I am finally a teacher. It’s been a surreal experience and I can’t seem to find the right words to describe everything. I’m exhausted and excited all at the same time. My mind hasn’t stopped ticking since Monday when I met the team of staff members. I won’t be able to capture everything about the school in this post, so I’ll just introduce the school for now and all the stories will unfold in the next few weeks!
I’ll start from the very beginning. I am a new teacher in a high school in Cape Town. This is the school’s second year of operation. There are 12 teachers and 260 learners and we don’t have learners in Grade12. We have a partnership with one of the best schools in the Western Cape (about 5 times bigger than our school) which means interesting conversations about planning and developing a curriculum for a new school.
Some of the values underpinning the school are hard-work, respect and responsibility. The purpose of the school is to create a culture of teaching and learning for learners who come from working class homes, where university entrance can be an option once they reach matric. There are high expectations for each learner. We have long days: school ended at 3 pm on my first day (but my mind was ready to go home by lunchtime) with planning after school(an after school program me begins in two weeks).
Our learners have been hand-picked. They come from not-so-great schools around Cape Town. They are eager to work hard and they realise there are high expectations on them because they are setting the standard for the school as well as being guinea pigs in a new school. The best part about the school is that there are no bells indicating a change in lessons, but everyone seems to be where they need to be throughout the day.
I am one of two English teachers. I also teach Social Science and Life Orientation. I have a maximum of 35 learners in each class which means 240 names to learn in the next few weeks. The excitement of being in a new school has been the adrenalin I’ve needed to survive the past week. Like any new teacher, I am eager, perhaps over-eager because I want to be a good teacher this year, and hopefully allow myself to make mistakes along the way.

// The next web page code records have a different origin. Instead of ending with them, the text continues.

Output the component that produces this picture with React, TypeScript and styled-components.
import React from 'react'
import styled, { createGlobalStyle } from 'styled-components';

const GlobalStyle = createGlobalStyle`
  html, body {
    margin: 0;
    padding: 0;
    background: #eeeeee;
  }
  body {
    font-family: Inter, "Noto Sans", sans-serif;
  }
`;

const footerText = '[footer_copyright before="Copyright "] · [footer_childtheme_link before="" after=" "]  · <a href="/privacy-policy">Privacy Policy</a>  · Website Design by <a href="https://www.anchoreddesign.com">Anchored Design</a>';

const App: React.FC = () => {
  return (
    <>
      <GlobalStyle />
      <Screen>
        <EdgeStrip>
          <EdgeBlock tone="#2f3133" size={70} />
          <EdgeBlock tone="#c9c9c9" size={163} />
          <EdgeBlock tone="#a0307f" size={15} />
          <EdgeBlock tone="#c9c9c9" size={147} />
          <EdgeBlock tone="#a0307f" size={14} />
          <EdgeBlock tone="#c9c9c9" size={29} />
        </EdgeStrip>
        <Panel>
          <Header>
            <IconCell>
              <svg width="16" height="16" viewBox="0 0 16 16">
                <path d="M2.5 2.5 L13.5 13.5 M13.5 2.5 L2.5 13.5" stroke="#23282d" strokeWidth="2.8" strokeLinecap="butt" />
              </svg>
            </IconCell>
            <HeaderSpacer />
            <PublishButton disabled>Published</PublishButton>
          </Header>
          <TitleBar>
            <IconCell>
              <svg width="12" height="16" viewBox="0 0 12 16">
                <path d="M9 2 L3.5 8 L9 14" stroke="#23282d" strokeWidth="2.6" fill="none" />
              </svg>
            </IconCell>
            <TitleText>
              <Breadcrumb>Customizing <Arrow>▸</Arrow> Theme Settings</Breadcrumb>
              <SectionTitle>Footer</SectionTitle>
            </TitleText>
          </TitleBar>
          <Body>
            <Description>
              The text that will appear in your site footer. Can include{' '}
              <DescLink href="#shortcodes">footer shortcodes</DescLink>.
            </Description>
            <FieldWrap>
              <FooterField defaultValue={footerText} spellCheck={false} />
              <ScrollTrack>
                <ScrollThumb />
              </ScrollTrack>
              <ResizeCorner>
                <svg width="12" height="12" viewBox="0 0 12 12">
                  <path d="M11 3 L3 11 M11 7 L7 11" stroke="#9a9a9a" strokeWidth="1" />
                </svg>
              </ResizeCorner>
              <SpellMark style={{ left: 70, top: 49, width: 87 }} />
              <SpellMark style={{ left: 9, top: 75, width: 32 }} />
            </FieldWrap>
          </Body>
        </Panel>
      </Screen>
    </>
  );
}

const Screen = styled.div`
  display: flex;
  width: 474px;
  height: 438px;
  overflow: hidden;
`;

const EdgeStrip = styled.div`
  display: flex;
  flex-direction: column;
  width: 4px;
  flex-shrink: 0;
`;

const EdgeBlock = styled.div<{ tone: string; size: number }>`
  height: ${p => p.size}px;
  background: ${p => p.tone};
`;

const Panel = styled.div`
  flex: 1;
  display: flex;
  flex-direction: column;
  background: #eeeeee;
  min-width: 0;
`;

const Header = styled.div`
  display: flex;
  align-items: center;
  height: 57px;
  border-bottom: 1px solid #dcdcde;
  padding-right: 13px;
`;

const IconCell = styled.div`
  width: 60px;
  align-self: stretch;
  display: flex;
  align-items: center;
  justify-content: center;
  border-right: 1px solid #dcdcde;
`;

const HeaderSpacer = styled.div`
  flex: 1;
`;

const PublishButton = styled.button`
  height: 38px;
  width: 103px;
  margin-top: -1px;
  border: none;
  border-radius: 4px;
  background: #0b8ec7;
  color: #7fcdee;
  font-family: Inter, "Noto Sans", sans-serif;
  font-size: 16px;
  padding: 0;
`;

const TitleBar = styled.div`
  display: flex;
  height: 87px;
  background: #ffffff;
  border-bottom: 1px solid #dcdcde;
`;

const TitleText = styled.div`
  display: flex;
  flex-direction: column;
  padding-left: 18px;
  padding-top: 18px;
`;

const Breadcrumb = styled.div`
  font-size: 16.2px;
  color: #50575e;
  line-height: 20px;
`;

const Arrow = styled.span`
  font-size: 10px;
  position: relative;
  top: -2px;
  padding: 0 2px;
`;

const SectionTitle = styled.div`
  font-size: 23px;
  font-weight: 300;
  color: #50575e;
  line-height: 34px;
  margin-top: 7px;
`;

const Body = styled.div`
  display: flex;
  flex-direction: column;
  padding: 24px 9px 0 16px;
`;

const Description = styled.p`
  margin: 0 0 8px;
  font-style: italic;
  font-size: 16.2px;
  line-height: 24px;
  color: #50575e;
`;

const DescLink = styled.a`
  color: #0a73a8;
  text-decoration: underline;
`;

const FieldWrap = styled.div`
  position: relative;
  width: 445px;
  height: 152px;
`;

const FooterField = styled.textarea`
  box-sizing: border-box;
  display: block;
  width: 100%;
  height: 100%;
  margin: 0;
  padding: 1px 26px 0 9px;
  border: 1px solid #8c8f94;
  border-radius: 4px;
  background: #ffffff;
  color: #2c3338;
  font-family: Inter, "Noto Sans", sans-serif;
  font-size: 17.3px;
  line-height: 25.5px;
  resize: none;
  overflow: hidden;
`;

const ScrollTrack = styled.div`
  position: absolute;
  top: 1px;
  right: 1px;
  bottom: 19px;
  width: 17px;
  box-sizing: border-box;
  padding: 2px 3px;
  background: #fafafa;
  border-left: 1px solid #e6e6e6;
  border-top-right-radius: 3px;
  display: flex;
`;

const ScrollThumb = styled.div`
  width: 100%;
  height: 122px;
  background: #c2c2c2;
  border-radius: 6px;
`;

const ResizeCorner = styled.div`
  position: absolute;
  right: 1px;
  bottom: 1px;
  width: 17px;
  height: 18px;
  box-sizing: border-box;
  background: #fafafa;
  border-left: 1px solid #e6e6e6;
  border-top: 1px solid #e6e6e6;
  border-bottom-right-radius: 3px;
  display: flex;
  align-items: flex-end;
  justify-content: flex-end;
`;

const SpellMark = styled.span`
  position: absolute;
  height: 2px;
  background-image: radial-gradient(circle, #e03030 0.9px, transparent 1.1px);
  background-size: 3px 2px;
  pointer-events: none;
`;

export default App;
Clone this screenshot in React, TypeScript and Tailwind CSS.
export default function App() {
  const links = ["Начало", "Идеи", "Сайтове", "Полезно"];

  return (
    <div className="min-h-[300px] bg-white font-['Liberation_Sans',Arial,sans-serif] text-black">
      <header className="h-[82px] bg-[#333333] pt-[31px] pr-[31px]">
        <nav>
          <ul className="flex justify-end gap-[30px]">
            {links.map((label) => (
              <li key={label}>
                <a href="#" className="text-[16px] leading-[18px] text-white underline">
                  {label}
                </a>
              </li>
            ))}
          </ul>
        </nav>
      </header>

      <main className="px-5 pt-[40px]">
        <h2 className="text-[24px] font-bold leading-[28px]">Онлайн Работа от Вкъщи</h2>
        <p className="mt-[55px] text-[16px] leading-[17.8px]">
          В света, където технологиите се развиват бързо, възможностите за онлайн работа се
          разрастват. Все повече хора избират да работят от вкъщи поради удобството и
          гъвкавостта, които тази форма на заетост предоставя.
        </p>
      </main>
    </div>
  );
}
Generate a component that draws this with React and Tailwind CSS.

“Work is love made visible.” This is a quote from Kahlil Gibran’s musing on work and I have it stuck on my classroom door. I only have 3 rules for the learners I teach: respect for one another (which means only one person talks at a time); seeing as I’m working hard trying to prepare their lessons, they also work hard. I already have marking to do because I gave them homework that was handed in on the second day of school. I’ve also had children fall asleep in class during silent reading and English reading of Artemis Fowl. I’ve made the error of benchmarking too high and I gave the Grade 9’s a short story they found difficult to understand. This was frustrating for all of us, but a good lesson for me to learn in the first week. This left me with a question about my abilities as well as the expectations I have of my learners.
I have a group of Grade 10s who are eager to learn about Shakespeare and do one of his plays. Most of the learners have never been exposed to Shakespeare nor the idea of the Renaissance and the importance (if any) of Shakespeare in modern day South Africa. They will be reading Romeo and Juliet next week.
I’ve already had a boy challenge a judgment call I made when I asked him to sit somewhere else because he was being disruptive sitting with his friends; I was told I am being unfair and this was on the first day of school (but he decided to remain where I placed him in spite of the protests).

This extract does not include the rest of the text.